Alex Aitken

@alexaitken

Are Burndown Charts Useful?

When developing a product from the ground up, you might think you need a burndown. Do you want to have an overview of how much work is left before your release? That’s the general gist of a burndown. You want to be able to say — in five weeks I’ll be done. But it never works like that. What ends up happening is that your burn down stays flat — or goes the opposite way because you’ve discovered new requirements. So, are burndown charts useful?

Quick Survey

This isn’t a real survey — but out of the four agile teams that started with burndown charts — only one team uses it correctly anymore (if our sprint reviews are anything to go by). One of the major complaints that I’ve heard is that the burndown charts are not useful and haven’t been used at all since they were introduced by management (that’s right — it was not introduced by the team, but by management).

Quick question: Who thinks management should introduce new processes into teams? No one? Okay. I guess that’s your first sign that burndown charts won’t be useful for the teams. No one wants to be forced to fill out some time-based chart that you’ll review at the end of the sprint. To be honest, my team moved away from a pen-and-paper burndown to a JIRA-based burndown because we didn’t find it useful. We don’t use it other than reporting to management.

Usefulness

Why do most teams then — not find use out of a burndown? Well, I believe it’s because there’s too much data to collect. You may think it’s only one small line you have to draw — but you need to estimate how much work everyone has really done towards their tasks. In the end — when you use pen and paper — you may only draw a line down when a task is completed. Which is also totally okay. How JIRA works is that when you have hours remaining and you log work — it’ll move the chart down. Kind of works. But you’ll see in my example below why it also doesn’t really work.

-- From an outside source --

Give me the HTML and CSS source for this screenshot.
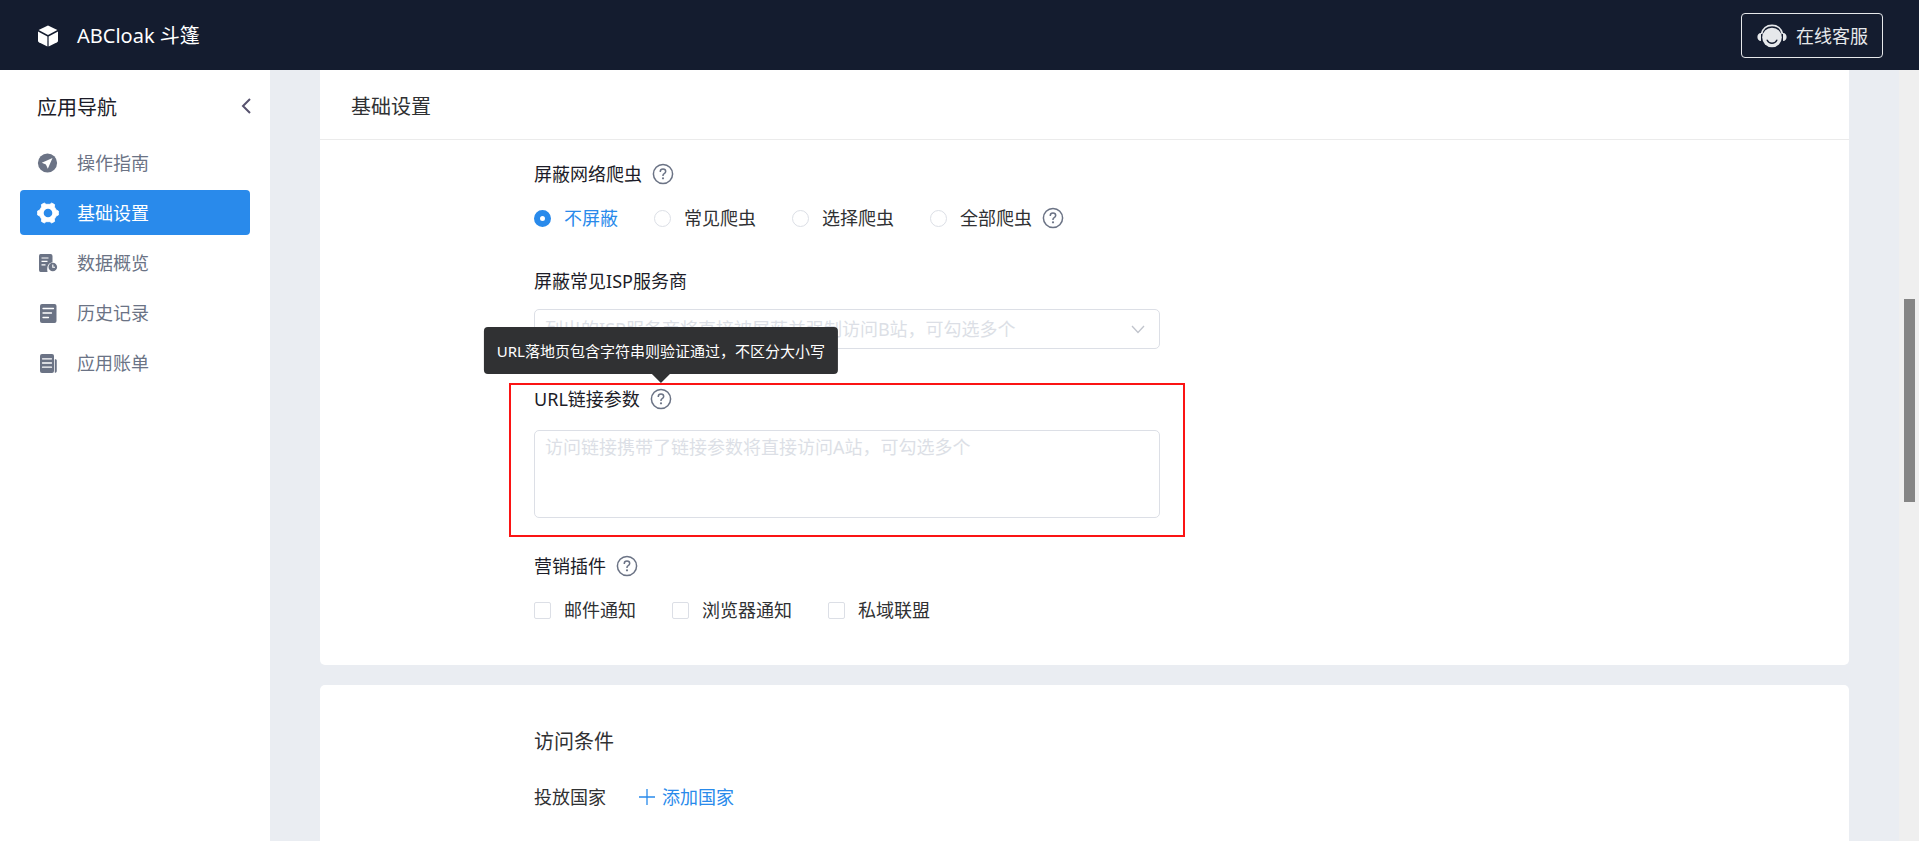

Another reason why I think we don’t find burndowns useful is that we don’t review it at the end of a sprint. We should be — but someone always forgets to bring it (or print it out). We should be discussing the flat points and figure out what the problems are and how we could improve it. Let’s take the example below.

If we were to have a retro and include our burndown, firstly you can see the amount of hours recorded is far larger than the hours going down. Why? That’s a good question for your retrospective. For us, we already knew about this issue without the burndown. We had a lot of bugs with our story that we were working on, and so there was a lot of work going into the same tasks. These are things that you can discuss at your retrospective if you want. But it’s only useful if your team finds it useful.

Effort v. Reward

I talked about the amount of effort that goes in. I talked about the potential reward. What I didn’t talk about was what that really looks like. Let’s say you draw that line every burndown. Someone on your team is responsible. They need to follow what people did the day before and sort of draw that estimate. Maybe you only go down when a task is done? That’s how some of the teams did it. Reduce the mental complexity.

But is it worth the effort? From my experience, unless someone wants to do it — no one will do it. No one will take responsibility for the burndown because who wants to be an engineer drawings lines?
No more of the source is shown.